# DATASET CONTENT
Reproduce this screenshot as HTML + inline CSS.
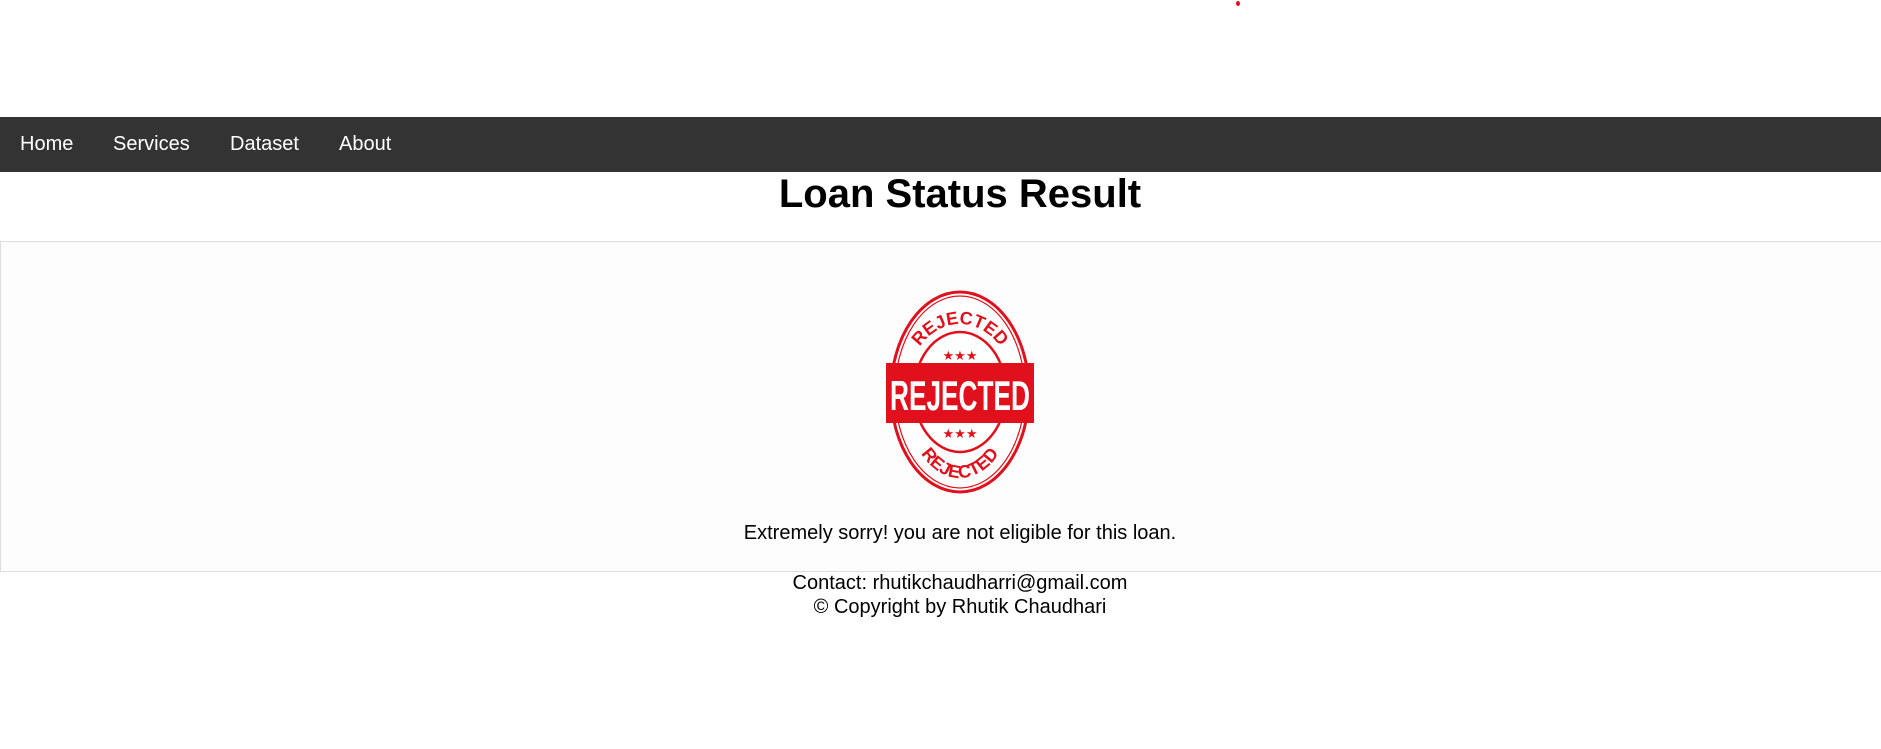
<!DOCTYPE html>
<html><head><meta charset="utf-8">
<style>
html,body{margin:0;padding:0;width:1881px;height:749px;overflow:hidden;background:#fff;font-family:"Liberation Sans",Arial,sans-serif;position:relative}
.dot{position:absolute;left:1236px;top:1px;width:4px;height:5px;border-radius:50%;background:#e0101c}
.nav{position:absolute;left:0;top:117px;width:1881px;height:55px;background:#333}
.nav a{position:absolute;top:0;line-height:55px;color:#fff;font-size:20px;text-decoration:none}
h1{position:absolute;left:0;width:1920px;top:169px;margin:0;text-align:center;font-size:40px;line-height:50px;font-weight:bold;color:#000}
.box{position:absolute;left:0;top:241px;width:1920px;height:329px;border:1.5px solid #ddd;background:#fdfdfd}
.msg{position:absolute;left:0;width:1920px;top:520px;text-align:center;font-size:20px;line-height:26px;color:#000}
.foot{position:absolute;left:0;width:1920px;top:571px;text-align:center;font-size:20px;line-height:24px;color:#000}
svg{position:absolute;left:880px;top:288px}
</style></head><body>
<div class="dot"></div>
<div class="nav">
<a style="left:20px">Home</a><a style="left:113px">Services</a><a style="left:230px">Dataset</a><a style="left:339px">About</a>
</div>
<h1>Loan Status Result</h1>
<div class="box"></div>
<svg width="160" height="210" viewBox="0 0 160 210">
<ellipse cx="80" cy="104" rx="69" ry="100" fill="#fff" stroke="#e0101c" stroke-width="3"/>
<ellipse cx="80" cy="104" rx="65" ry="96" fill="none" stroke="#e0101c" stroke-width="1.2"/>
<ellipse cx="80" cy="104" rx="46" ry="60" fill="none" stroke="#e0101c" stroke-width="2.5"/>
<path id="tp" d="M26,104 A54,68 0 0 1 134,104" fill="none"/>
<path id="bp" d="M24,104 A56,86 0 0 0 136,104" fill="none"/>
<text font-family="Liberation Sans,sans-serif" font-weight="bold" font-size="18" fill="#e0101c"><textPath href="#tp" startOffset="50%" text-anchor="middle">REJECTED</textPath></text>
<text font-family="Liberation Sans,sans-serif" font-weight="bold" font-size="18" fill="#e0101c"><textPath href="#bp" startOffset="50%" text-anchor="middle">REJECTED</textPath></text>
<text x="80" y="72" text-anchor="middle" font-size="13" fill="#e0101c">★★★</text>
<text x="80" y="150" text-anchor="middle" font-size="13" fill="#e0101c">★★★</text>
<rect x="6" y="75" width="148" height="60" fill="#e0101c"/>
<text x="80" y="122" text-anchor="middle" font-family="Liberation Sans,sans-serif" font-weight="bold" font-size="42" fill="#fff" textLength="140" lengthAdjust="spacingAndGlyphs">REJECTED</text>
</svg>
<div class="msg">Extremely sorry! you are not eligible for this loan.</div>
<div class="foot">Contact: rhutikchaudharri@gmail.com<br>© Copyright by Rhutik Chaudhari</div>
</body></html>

# DIRECTIVE
Leave out the pictures and retype every line above exactly.

# THE SOLUTION
Reproduce this screenshot as HTML + inline CSS.
<!DOCTYPE html>
<html><head><meta charset="utf-8">
<style>
html,body{margin:0;padding:0;width:1881px;height:749px;overflow:hidden;background:#fff;font-family:"Liberation Sans",Arial,sans-serif;position:relative}
.dot{position:absolute;left:1236px;top:1px;width:4px;height:5px;border-radius:50%;background:#e0101c}
.nav{position:absolute;left:0;top:117px;width:1881px;height:55px;background:#333}
.nav a{position:absolute;top:0;line-height:55px;color:#fff;font-size:20px;text-decoration:none}
h1{position:absolute;left:0;width:1920px;top:169px;margin:0;text-align:center;font-size:40px;line-height:50px;font-weight:bold;color:#000}
.box{position:absolute;left:0;top:241px;width:1920px;height:329px;border:1.5px solid #ddd;background:#fdfdfd}
.msg{position:absolute;left:0;width:1920px;top:520px;text-align:center;font-size:20px;line-height:26px;color:#000}
.foot{position:absolute;left:0;width:1920px;top:571px;text-align:center;font-size:20px;line-height:24px;color:#000}
svg{position:absolute;left:880px;top:288px}
</style></head><body>
<div class="dot"></div>
<div class="nav">
<a style="left:20px">Home</a><a style="left:113px">Services</a><a style="left:230px">Dataset</a><a style="left:339px">About</a>
</div>
<h1>Loan Status Result</h1>
<div class="box"></div>
<svg width="160" height="210" viewBox="0 0 160 210">
<ellipse cx="80" cy="104" rx="69" ry="100" fill="#fff" stroke="#e0101c" stroke-width="3"/>
<ellipse cx="80" cy="104" rx="65" ry="96" fill="none" stroke="#e0101c" stroke-width="1.2"/>
<ellipse cx="80" cy="104" rx="46" ry="60" fill="none" stroke="#e0101c" stroke-width="2.5"/>
<path id="tp" d="M26,104 A54,68 0 0 1 134,104" fill="none"/>
<path id="bp" d="M24,104 A56,86 0 0 0 136,104" fill="none"/>
<text font-family="Liberation Sans,sans-serif" font-weight="bold" font-size="18" fill="#e0101c"><textPath href="#tp" startOffset="50%" text-anchor="middle">REJECTED</textPath></text>
<text font-family="Liberation Sans,sans-serif" font-weight="bold" font-size="18" fill="#e0101c"><textPath href="#bp" startOffset="50%" text-anchor="middle">REJECTED</textPath></text>
<text x="80" y="72" text-anchor="middle" font-size="13" fill="#e0101c">★★★</text>
<text x="80" y="150" text-anchor="middle" font-size="13" fill="#e0101c">★★★</text>
<rect x="6" y="75" width="148" height="60" fill="#e0101c"/>
<text x="80" y="122" text-anchor="middle" font-family="Liberation Sans,sans-serif" font-weight="bold" font-size="42" fill="#fff" textLength="140" lengthAdjust="spacingAndGlyphs">REJECTED</text>
</svg>
<div class="msg">Extremely sorry! you are not eligible for this loan.</div>
<div class="foot">Contact: rhutikchaudharri@gmail.com<br>© Copyright by Rhutik Chaudhari</div>
</body></html>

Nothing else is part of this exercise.